New Zealand sits at the top of this list for English-language products, so consistently that developers have a name for it: “New Zealand always goes first.” The country has roughly 5 million people, high smartphone penetration, fast average internet speeds, and a consumer culture that closely mirrors Australia and the United Kingdom. When a bug causes a checkout flow to break at 2 a.m. local time, the affected user base is small. When a pricing model generates backlash, the press coverage stays regional. The blast radius is contained.

Netherlands, Denmark, and Singapore serve similar functions in their respective regions. They are proxy markets, chosen not because they matter most commercially, but because they fail safely.

The Real Cost Being Managed Is Not Money

The conventional explanation for staged rollouts is financial: it costs less to scale infrastructure gradually than to build for peak load from day one. That is true but incomplete. The deeper reason is reputational asymmetry.

A failed launch in the United States generates New York Times coverage, congressional interest, and competitor press releases. A failed launch in Estonia generates nothing. Given that fixing a software bug costs roughly 100 times more after deployment than before it, the geography of a launch is really a decision about where to absorb that cost multiplier. Small markets absorb it quietly.

This explains some counterintuitive behavior. Apps sometimes launch in countries where they have no realistic revenue model, no local payment infrastructure, and no plans to hire local staff. The launch is not a commercial bet. It is a stress test with a controlled audience that lacks the media infrastructure to amplify failures internationally.
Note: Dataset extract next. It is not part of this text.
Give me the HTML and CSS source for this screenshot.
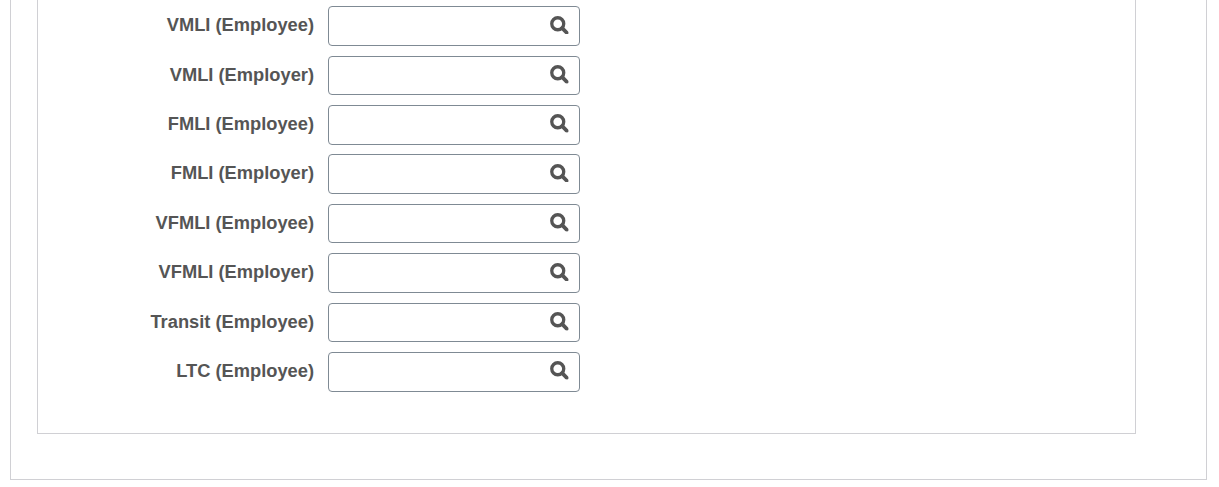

Regulatory Arbitrage Is the Unspoken Variable

Beyond failure tolerance, there is a second variable that product teams rarely discuss publicly: regulatory lag. In markets where consumer protection law is either permissive or slow-moving, companies can test business models that would face immediate legal challenge in their primary target markets.

Ride-hailing companies tested driver classification models in Southeast Asian markets years before deploying them in Europe or California, precisely because those markets lacked the labor law frameworks that would have triggered injunctions. Fintech apps tested fee structures in markets without mature banking regulators before bringing those models to Germany or the United Kingdom.

This is a form of regulatory arbitrage, and it is more common than the industry acknowledges. The same logic applies to data practices, advertising targeting, and subscription cancellation flows. Markets with less developed consumer advocacy infrastructure absorb the experimental versions of these mechanics. By the time a product reaches a high-scrutiny market, the rough edges have been filed down, either through genuine product improvement or through careful re-labeling of practices that stay structurally the same.

How User Behavior Data Drives the Selection

The selection of proxy markets has grown more precise as behavioral data has improved. Early product teams chose test markets based on intuition and rough demographic matching. Contemporary teams use engagement metrics, payment conversion rates, and churn patterns from existing users in those countries to model how a new product might perform.

This is where the strategy intersects with a broader shift in how product decisions get made. AI systems are now finding patterns in behavioral data that human analysts are physically incapable of seeing, and one output of that capability is more precise proxy market identification. A team can now model which existing user base in which country most closely resembles the projected early adopter profile in their target market, then launch there first and measure against that model.

The result is that geographic sandboxing is becoming more targeted, not less. The randomness is an illusion. The “surprising” launch country is usually the output of a fairly rigorous analytical process.

What This Means for Users in Those Markets

For users in proxy markets, the implications are worth understanding clearly. They are receiving a product earlier than most, but they are also receiving a product that the company has decided it can afford to get wrong on them. Features may be removed without notice. Pricing can change between their experience and the global rollout. Business models tested in their market may be abandoned entirely if they underperform.

This also helps explain why most successful startups abandon their original business model within 18 months. The early-market data frequently invalidates the assumptions the product was built on. The pivot is not a failure of planning. It is the intended output of a geographic testing strategy that was designed to generate exactly that kind of corrective signal, just in a place where the cost of being publicly wrong stays low.